Steps to Initiate Manual Crawl

  1. Access the Swiftype Admin UI
  2. Navigate to the Content section
  3. Enter the page URL in the search filter
  4. If the page isn't indexed, click Add this URL
  5. Important: Include a trailing slash to avoid indexing errors
bash
# Correct format with trailing slash
https://docs.newrelic.com/docs/apm/new-relic-apm/getting-started/

# Incorrect format - may cause indexing errors
https://docs.newrelic.com/docs/apm/new-relic-apm/getting-started

Adding and Updating Pages

Add a New Page

Before adding a new page, ensure:

  • Page has no noindex tag
  • Content is publicly accessible
  • URL follows proper formatting

Process:

  1. In Swiftype Admin UI, go to Content > Filter pages
  2. Enter the full URL (with trailing slash)
  3. If not indexed, click Add this URL
  4. Page should be indexed within minutes
  5. Refresh to verify indexing status

Update an Existing Page

When URLs change, old URLs may remain in the index with outdated content.
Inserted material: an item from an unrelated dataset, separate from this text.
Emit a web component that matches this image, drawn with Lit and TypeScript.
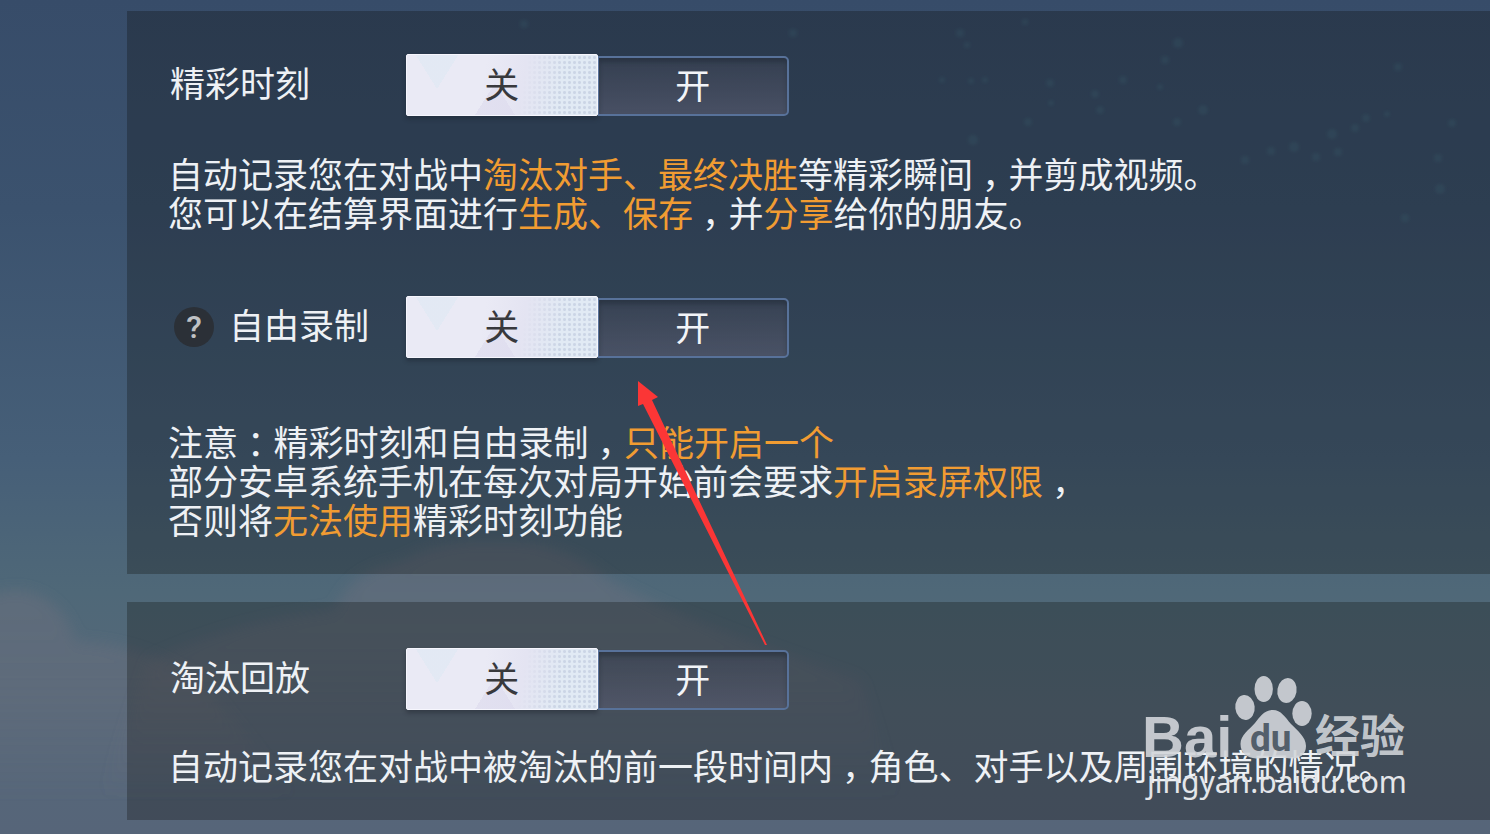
import { LitElement, html, css, svg } from "lit";
import { customElement, property, state } from "lit/decorators.js";

@customElement("option-toggle")
class OptionToggle extends LitElement {
  static styles = css`
    :host {
      display: block;
    }
    .group {
      display: grid;
      grid-template-columns: 1fr 1fr;
      width: 383px;
      height: 62px;
    }
    .option {
      box-sizing: border-box;
      margin: 2px 0 0;
      padding: 0 0 4px;
      border: 2px solid #58729a;
      border-radius: 4px;
      background: linear-gradient(rgba(58, 66, 82, 0.6), rgba(84, 88, 108, 0.7));
      box-shadow: inset 0 4px 4px rgba(20, 26, 38, 0.3);
      color: #f2f4f8;
      font: 400 35px/52px "Noto Sans CJK SC", sans-serif;
      cursor: pointer;
    }
    .option:last-child {
      border-left-width: 1px;
      border-radius: 0 5px 5px 0;
    }
    .option.on {
      margin: 0;
      border: 1px solid #f6f6fd;
      border-radius: 2px;
      color: #38393d;
      line-height: 56px;
      background:
        conic-gradient(from -32deg at 50% 100%, rgba(226, 233, 244, 0.9) 64deg, transparent 64deg) 4px 0 / 52px 34px
          no-repeat,
        conic-gradient(from 148deg at 50% 0, rgba(222, 220, 238, 0.7) 64deg, transparent 64deg) 64px 100% / 48px 32px
          no-repeat,
        linear-gradient(100deg, #eaeaf5 40%, #e4e4f2 60%, rgba(226, 232, 243, 0) 80%),
        radial-gradient(circle, rgba(198, 208, 226, 0.8) 1px, transparent 2px) 0 0 / 5px 5px,
        #e1eaf4;
      box-shadow: 0 3px 4px rgba(24, 30, 40, 0.4);
    }
  `;
  @property() name = "";
  @state() private on = false;

  render() {
    return html`
      <div class="group" role="group" aria-label=${this.name}>
        <button class="option ${this.on ? "" : "on"}" aria-pressed=${!this.on} @click=${() => (this.on = false)}>关</button>
        <button class="option ${this.on ? "on" : ""}" aria-pressed=${this.on} @click=${() => (this.on = true)}>开</button>
      </div>
    `;
  }
}

// Faint stars of the night sky: x, y, radius.
const stars = [
  [524, 24, 4], [793, 33, 4], [1025, 22, 3], [960, 33, 4], [967, 45, 3], [1178, 43, 5], [1165, 60, 4],
  [942, 80, 3], [971, 81, 3], [985, 80, 3], [1050, 83, 4], [1051, 103, 3], [1095, 94, 4], [1100, 110, 4],
  [1123, 80, 4], [1160, 87, 3], [1203, 110, 5], [1177, 122, 4], [1028, 122, 4], [973, 140, 5], [1245, 160, 4],
  [1271, 151, 4], [1294, 147, 5], [1316, 157, 4], [1332, 134, 5], [1338, 152, 4], [1355, 128, 4],
  [1366, 118, 4], [1387, 114, 3], [1452, 123, 4], [1438, 158, 4], [1440, 189, 5], [1405, 218, 4], [1398, 67, 4],
];

@customElement("app-root")
class AppRoot extends LitElement {
  static styles = css`
    :host {
      display: block;
      position: relative;
      overflow: hidden;
      min-height: 100vh;
      background: linear-gradient(#374c69 0%, #3b526e 25%, #465f78 55%, #4f6878 71%, #566879 85%, #566579 100%);
      color: #eef1f5;
      font: 400 35px/39px "Noto Sans CJK SC", sans-serif;
    }
    .sky {
      position: absolute;
      left: 0;
      top: 0;
    }
    .page {
      position: relative;
      display: flex;
      flex-direction: column;
      gap: 28px;
      padding: 11px 0 14px 127px;
    }
    .panel {
      display: flex;
      flex-direction: column;
      gap: 65px;
      padding: 43px 0 36px 41px;
      background: rgba(12, 10, 8, 0.28);
    }
    .panel.last {
      padding-top: 46px;
    }
    .row {
      display: grid;
      grid-template-columns: 238px auto;
      align-items: center;
    }
    .name {
      display: flex;
      align-items: center;
      gap: 15px;
      padding-left: 2px;
    }
    .name.helped {
      padding-left: 6px;
    }
    .label,
    .text {
      margin: 0;
      font: inherit;
    }
    .label {
      padding-bottom: 7px;
    }
    .text {
      padding-top: 37px;
    }
    .text.note {
      padding-top: 63px;
    }
    .last .text {
      padding-top: 35px;
    }
    .key {
      color: #f19c32;
    }
    .mid {
      padding: 0 9px;
      font-feature-settings: "halt";
    }
    .help {
      width: 40px;
      height: 40px;
      padding: 0;
      border: 0;
      border-radius: 50%;
      background: #2b3037;
      color: #bfc1c4;
      font: 500 32px/40px Roboto, sans-serif;
      cursor: pointer;
    }
    .arrow {
      position: absolute;
      left: 638px;
      top: 381px;
      pointer-events: none;
    }
    .mark {
      position: absolute;
      right: 78px;
      bottom: 24px;
      pointer-events: none;
    }
    .logo {
      fill: #d2d5d9;
      fill-opacity: 0.9;
    }
    .bai {
      font: 700 58px "Liberation Sans", sans-serif;
    }
    .du {
      font: 700 37px Roboto, sans-serif;
      fill: #43515d;
    }
    .cn {
      font: 700 45px "Noto Sans CJK SC", sans-serif;
    }
    .site {
      font: 400 30px "Noto Sans", sans-serif;
      fill: #e4e6ea;
    }
  `;

  render() {
    const comma = html`<span class="mid">，</span>`;
    return html`
      <svg class="sky" width="1490" height="834" aria-hidden="true">
        <defs>
          <filter id="soft" x="-20%" y="-20%" width="140%" height="140%"><feGaussianBlur stdDeviation="7" /></filter>
          <filter id="dot" x="-50%" y="-50%" width="200%" height="200%"><feGaussianBlur stdDeviation="1.5" /></filter>
          <linearGradient id="fade" x1="0" y1="0" x2="0" y2="1">
            <stop offset="0" stop-color="#70707e" stop-opacity="0.45" />
            <stop offset="0.4" stop-color="#70707e" stop-opacity="0.36" />
            <stop offset="1" stop-color="#70707e" stop-opacity="0" />
          </linearGradient>
        </defs>
        <path
          filter="url(#soft)"
          fill="url(#fade)"
          d="M-20 600 Q20 580 50 602 Q68 615 76 642 Q130 640 200 680 L300 800 L-20 800Z"
        />
        <path
          filter="url(#soft)"
          fill="url(#fade)"
          d="M150 660 Q240 620 335 610 Q350 570 400 562 Q440 538 500 542 Q560 538 610 580 Q680 620 860 680 L900 800 L100 800Z"
        />
        ${stars.map(([x, y, r]) => svg`<circle cx=${x} cy=${y} r=${r} fill="#4a7c92" fill-opacity="0.24" filter="url(#dot)" />`)}
      </svg>
      <main class="page">
        <section class="panel">
          <div>
            <div class="row">
              <div class="name"><h2 class="label">精彩时刻</h2></div>
              <option-toggle name="精彩时刻"></option-toggle>
            </div>
            <p class="text">
              自动记录您在对战中<span class="key">淘汰对手、最终决胜</span>等精彩瞬间${comma}并剪成视频。<br />您可以在结算界面进行<span
                class="key"
                >生成、保存</span
              >${comma}并<span class="key">分享</span>给你的朋友。
            </p>
          </div>
          <div>
            <div class="row">
              <div class="name helped">
                <button class="help">?</button>
                <h2 class="label">自由录制</h2>
              </div>
              <option-toggle name="自由录制"></option-toggle>
            </div>
            <p class="text note">
              注意<span class="mid">：</span>精彩时刻和自由录制${comma}<span class="key">只能开启一个</span
              ><br />部分安卓系统手机在每次对局开始前会要求<span class="key">开启录屏权限</span>${comma}<br />否则将<span
                class="key"
                >无法使用</span
              >精彩时刻功能
            </p>
          </div>
        </section>
        <section class="panel last">
          <div>
            <div class="row">
              <div class="name"><h2 class="label">淘汰回放</h2></div>
              <option-toggle name="淘汰回放"></option-toggle>
            </div>
            <p class="text">自动记录您在对战中被淘汰的前一段时间内${comma}角色、对手以及周围环境的情况。</p>
          </div>
        </section>
      </main>
      <svg class="arrow" width="132" height="268" aria-hidden="true">
        <path fill="#fb3636" d="M0 0 L20 16 L14 19 L129 264 L127 264 L5 23 L0 25Z" />
      </svg>
      <svg class="mark" width="272" height="140" viewBox="1140 670 272 140">
        <g class="logo">
          <text class="bai" x="1142" y="757">Bai</text>
          <ellipse cx="1245" cy="707.500" rx="9.700" ry="12.500" transform="rotate(-6 1245 707.500)" />
          <ellipse cx="1263.700" cy="689" rx="9.200" ry="13" />
          <ellipse cx="1287" cy="690.500" rx="9.600" ry="12.500" transform="rotate(10 1287 690.500)" />
          <ellipse cx="1302" cy="713.500" rx="9.700" ry="12.500" />
          <path
            d="M1273 710 C1281 710 1285 717 1291 724 C1297 730 1306 737 1306 746 C1306 755 1299 759 1291 758.500 C1284 758 1279 757 1273 757 C1267 757 1263 759 1256 758.500 C1247 758 1240.500 753 1240.500 744 C1240.500 735 1249 730 1255 723 C1260 717 1264 710 1273 710Z"
          />
          <text class="du" x="1250" y="751">du</text>
          <text class="cn" x="1315" y="753">经验</text>
        </g>
        <text class="site" x="1147" y="793">jingyan.baidu.com</text>
      </svg>
    `;
  }
}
To reindex:

  1. Navigate to Content in Swiftype Admin UI
  2. Paste the old URL to locate the record
  3. Click Reindex on the record details page

Custom Rankings Warning

Reindexing a page with a changed URL will lose custom result rankings tied to the old URL. These rankings must be manually reassigned to the new URL.

Best Practices

URL Management

  • Always use trailing slashes consistently
  • Implement proper 301 redirects for changed URLs
  • Update sitemap.xml files promptly
  • Monitor crawler logs for errors

Content Preparation

  • Ensure pages have proper meta descriptions
  • Use semantic HTML structure
  • Include relevant keywords naturally
  • Avoid duplicate content across pages

Monitoring Crawler Health

Regular checks to perform:

  • Weekly: Review crawler logs for errors
  • Bi-weekly: Verify new content is indexed
  • Monthly: Audit index for outdated pages
  • Quarterly: Full index health assessment

Common Issues and Solutions

IssueCauseSolution
Page not indexingMissing trailing slashAdd URL with trailing slash
Outdated content showingCrawler delayTrigger manual reindex
Duplicate pages indexedCanonical issuesFix canonical tags
Missing pagesNoindex tag presentRemove noindex tag

TBD Enhancements

Future Improvements

Consider implementing:

  • Automated crawler monitoring alerts
  • Bulk URL submission tools
  • Crawler performance dashboards
  • API-based index management scripts